Format identification
Archivematica's default is to allow the user to choose identification options to base normalization actions upon during transfer and then use those results to base normalization upon in ingest. However, you can set your preconfiguration options to allow for the opposite (skip at transfer and identify before normalization) or for both transfer and ingest to allow for user choice in the dashboard.
Artefactual included the ability to skip identification at transfer and/or to change identification tool before normalization mainly to allow for the possibility that content in the transfer backlog may contain formats for which there are not currently entries in the Format Policy Registry (FPR). While the transfers are in the backlog, you can add rules that allow for the format(s) not identified or identifiable at time of transfer to the FPR so that, when they are processed through ingest, all formats will be identified and normalization attempted based on those identifications.
There may be other use case scenarios in the future that this configuration flexibility facilitates.
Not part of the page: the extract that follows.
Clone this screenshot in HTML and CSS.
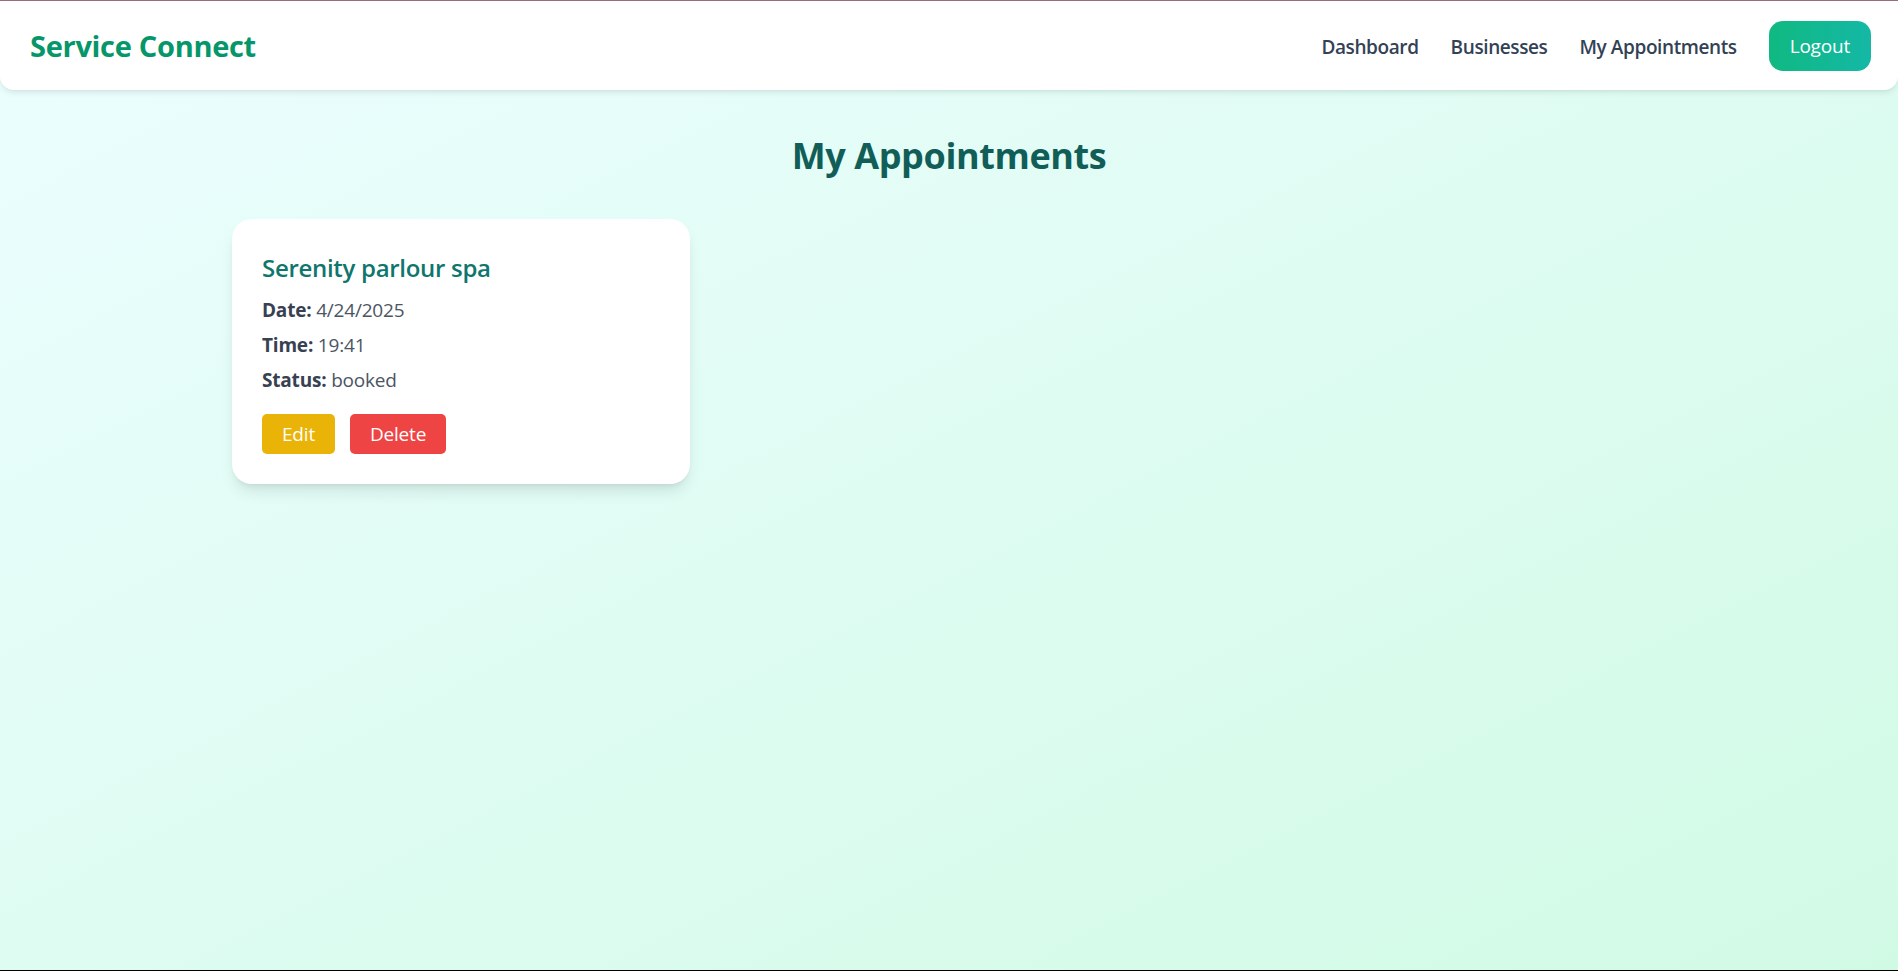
FILE: index.html
```html
<!DOCTYPE html>
<html lang="en">
<head>
<meta charset="utf-8">
<title>Service Connect</title>
<link rel="stylesheet" href="styles.css">
</head>
<body>
<div class="page">
  <header class="topbar">
    <div class="brand">Service Connect</div>
    <nav class="nav">
      <a class="nav-link" href="#">Dashboard</a>
      <a class="nav-link" href="#">Businesses</a>
      <a class="nav-link" href="#">My Appointments</a>
      <button class="logout">Logout</button>
    </nav>
  </header>
  <main class="content">
    <h1 class="page-title">My Appointments</h1>
    <div class="grid">
      <div class="card">
        <h2 class="card-title">Serenity parlour spa</h2>
        <p class="row"><strong>Date:</strong> 4/24/2025</p>
        <p class="row"><strong>Time:</strong> 19:41</p>
        <p class="row"><strong>Status:</strong> booked</p>
        <div class="actions">
          <button class="btn btn-edit">Edit</button>
          <button class="btn btn-delete">Delete</button>
        </div>
      </div>
    </div>
  </main>
</div>
</body>
</html>
```

FILE: styles.css
```css
* { box-sizing: border-box; }
html, body { margin: 0; padding: 0; }
body {
  font-family: "Open Sans", "Noto Sans", "Liberation Sans", sans-serif;
  color: #334155;
}
.page {
  min-height: 100vh;
  border-top: 1px solid #9b6b7b;
  border-bottom: 1px solid #000;
  background: linear-gradient(to bottom right, #ecfeff, #d1fae5);
}
.topbar {
  height: 89px;
  background: #fff;
  border-radius: 0 0 14px 14px;
  box-shadow: 0 4px 6px -1px rgba(0,0,0,0.08), 0 2px 4px -2px rgba(0,0,0,0.06);
  display: flex;
  align-items: center;
  justify-content: space-between;
  padding: 0 27px 0 30px;
}
.brand {
  font-size: 29px;
  font-weight: 700;
  color: #059669;
  letter-spacing: -0.3px;
}
.nav {
  display: flex;
  align-items: center;
  gap: 32px;
}
.nav-link {
  font-size: 19px;
  font-weight: 600;
  color: #334155;
  text-decoration: none;
  letter-spacing: -0.4px;
  padding-top: 2px;
}
.logout {
  font-family: inherit;
  font-size: 19px;
  color: #fff;
  border: 0;
  height: 50px;
  padding: 0 21px;
  border-radius: 14px;
  background: linear-gradient(to right, #10b981, #14b8a6);
  letter-spacing: -0.2px;
}
.content {
  padding-top: 41px;
}
.page-title {
  margin: 0 0 39px;
  text-align: center;
  font-size: 36px;
  font-weight: 700;
  color: #115e59;
  letter-spacing: -0.4px;
}
.grid {
  max-width: 1434px;
  margin: 0 auto;
  display: grid;
  grid-template-columns: repeat(3, 1fr);
  gap: 30px;
}
.card {
  background: #fff;
  border-radius: 20px;
  padding: 32px 30px 30px;
  box-shadow: 0 10px 15px -3px rgba(0,0,0,0.1), 0 4px 6px -4px rgba(0,0,0,0.1);
}
.card-title {
  margin: 0 0 12px;
  font-size: 24px;
  font-weight: 600;
  color: #0f766e;
  letter-spacing: -0.3px;
}
.row {
  margin: 0 0 7px;
  font-size: 19px;
  line-height: 28px;
  color: #4b5563;
  letter-spacing: -0.2px;
}
.row strong { color: #374151; font-weight: 700; }
.actions {
  display: flex;
  gap: 15px;
  margin-top: 20px;
}
.btn {
  font-family: inherit;
  font-size: 19px;
  color: #fff;
  border: 0;
  height: 40px;
  padding: 0 20px;
  border-radius: 5px;
  letter-spacing: -0.2px;
}
.btn-edit { background: #eab308; }
.btn-delete { background: #ef4444; }
```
In general, we aim to include as much flexibility as possible when it comes to workflow choices so that the archivist is as central as possible to AIP and DIP processing rather than hardcoding and automating so much that the archivist is left less influence on ingest.
Format identification is logged as a PREMIS event in the METS.xml using the results of running FITS tools (DROID, in particular), not the results of the tool selected to base normalization upon. This will change in coming releases.
Extract packages
If you adjust your processing configuration settings, Archivematica will stop after format identification and allow you to extract any packages in your transfer. Additionally, you can decide whether you would like to keep the package with the extracted objects or not.